While the film is set within New York – the veritable mise-en-scene of sex crimes and other miscellaneous degeneracy – the cityscape and the potential it holds for terror is dismissed for the confines of Juliet’s apartment and the cavernous passageways that surround it. In any other circumstance, this claustrophobic choice would do well in creating the straining and inescapable tension necessary for a plot which teeters upon the uncertain line between real malevolent presences versus unadulterated psychosis; but The Resident is none such story. Essentially, the film is nothing more than Swank and Morgan running in monotonous circles and hiding behind strategically-placed furniture. The prolonged cat-and-mouse chase through the labyrinthine corridors of the apartment building becomes so vexatious that is soon difficult to care about the end-result, just as long as it comes swiftly.

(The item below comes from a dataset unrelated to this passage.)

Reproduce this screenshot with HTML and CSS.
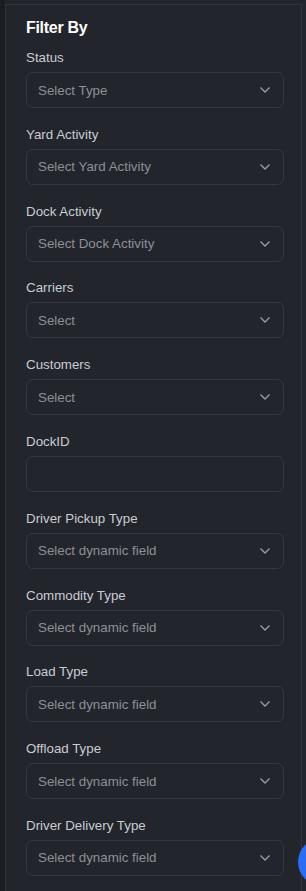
FILE: index.html
```html
<!DOCTYPE html>
<html>
<head>
<meta charset="utf-8">
<link rel="stylesheet" href="styles.css">
</head>
<body>
<div class="shell">
  <div class="strip"></div>
  <aside class="panel">
    <h2 class="title">Filter By</h2>
    <div class="fields">
      <div class="field"><label class="label">Status</label><div class="select"><span class="ph">Select Type</span><svg class="chev" viewBox="0 0 10 6"><path d="M0.5 0.5 L5 5 L9.5 0.5"/></svg></div></div>
      <div class="field"><label class="label">Yard Activity</label><div class="select"><span class="ph">Select Yard Activity</span><svg class="chev" viewBox="0 0 10 6"><path d="M0.5 0.5 L5 5 L9.5 0.5"/></svg></div></div>
      <div class="field"><label class="label">Dock Activity</label><div class="select"><span class="ph">Select Dock Activity</span><svg class="chev" viewBox="0 0 10 6"><path d="M0.5 0.5 L5 5 L9.5 0.5"/></svg></div></div>
      <div class="field"><label class="label">Carriers</label><div class="select"><span class="ph">Select</span><svg class="chev" viewBox="0 0 10 6"><path d="M0.5 0.5 L5 5 L9.5 0.5"/></svg></div></div>
      <div class="field"><label class="label">Customers</label><div class="select"><span class="ph">Select</span><svg class="chev" viewBox="0 0 10 6"><path d="M0.5 0.5 L5 5 L9.5 0.5"/></svg></div></div>
      <div class="field"><label class="label">DockID</label><div class="select input"></div></div>
      <div class="field"><label class="label">Driver Pickup Type</label><div class="select"><span class="ph">Select dynamic field</span><svg class="chev" viewBox="0 0 10 6"><path d="M0.5 0.5 L5 5 L9.5 0.5"/></svg></div></div>
      <div class="field"><label class="label">Commodity Type</label><div class="select"><span class="ph">Select dynamic field</span><svg class="chev" viewBox="0 0 10 6"><path d="M0.5 0.5 L5 5 L9.5 0.5"/></svg></div></div>
      <div class="field"><label class="label">Load Type</label><div class="select"><span class="ph">Select dynamic field</span><svg class="chev" viewBox="0 0 10 6"><path d="M0.5 0.5 L5 5 L9.5 0.5"/></svg></div></div>
      <div class="field"><label class="label">Offload Type</label><div class="select"><span class="ph">Select dynamic field</span><svg class="chev" viewBox="0 0 10 6"><path d="M0.5 0.5 L5 5 L9.5 0.5"/></svg></div></div>
      <div class="field"><label class="label">Driver Delivery Type</label><div class="select"><span class="ph">Select dynamic field</span><svg class="chev" viewBox="0 0 10 6"><path d="M0.5 0.5 L5 5 L9.5 0.5"/></svg></div></div>
    </div>
  </aside>
</div>
<div class="fab"></div>
</body>
</html>
```
FILE: styles.css
```css
html, body {
  margin: 0;
  padding: 0;
  background: #22252c;
  height: 891px;
  overflow: hidden;
}
body {
  font-family: "Liberation Sans", Arial, sans-serif;
}
.shell {
  display: flex;
  height: 891px;
}
.strip {
  width: 5px;
  flex: none;
  background: #1b1d22;
}
.panel {
  margin-top: 4px;
  width: 297px;
  flex: none;
  border-top: 1px solid #30343f;
  border-left: 1px solid #30343f;
  border-right: 1px solid #30343f;
  box-sizing: border-box;
  padding: 12px 17px 0 20px;
}
.title {
  margin: 0;
  font-size: 16px;
  font-weight: 700;
  color: #ffffff;
  line-height: 22px;
  letter-spacing: -0.3px;
}
.fields {
  display: flex;
  flex-direction: column;
  gap: 16.8px;
  margin-top: 9px;
}
.field {
  display: flex;
  flex-direction: column;
  gap: 4px;
}
.label {
  font-size: 13.33px;
  line-height: 20px;
  color: #c9ccd2;
}
.select {
  height: 36px;
  box-sizing: border-box;
  border: 1px solid #343844;
  border-radius: 7px;
  display: flex;
  align-items: center;
  justify-content: space-between;
  padding: 0 13px 0 11px;
}
.ph {
  font-size: 13.33px;
  color: #8d9097;
}
.chev {
  width: 10px;
  height: 6px;
  fill: none;
  stroke: #9a9da4;
  stroke-width: 1.3;
}
.fab {
  position: fixed;
  left: 298px;
  top: 838px;
  width: 48px;
  height: 48px;
  border-radius: 50%;
  background: #2a6cf4;
}
```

Swank does her damndest as the archetypal woman in terror, but with a generic script and a storyline of insufficient build-up and a lacking denouement, the film bears little relation to the trusted Hitchcockian-Hammer formula that successfully propelled the women-in-peril trope in productions like Paranoiac (1963) and Fear in the Night (1972). And although the visual aesthetics are expectedly and disturbingly evocative – the scenes are saturated in a continuous filigree of frightening shadows and unnerving, contrasting close-ups – this is not enough to piece together a brittle work of recycled pseudo plot-lines and fundamentally weak characters. Probably most tragic is the fact that Christopher Lee’s inimitable creep-factor is so underutilised, his token appearance likely having been written into the plot merely as a means of the ‘Hammer-product’ recognition.
The film is uninspired and interminably long, with a cast wasted on undeveloped writing. Ultimately, The Resident feels little more than the unimaginative ‘quota-quickie’, cobbled together to fill the gap in Hammer’s schedule until something worth an actual creative and original expenditure comes along.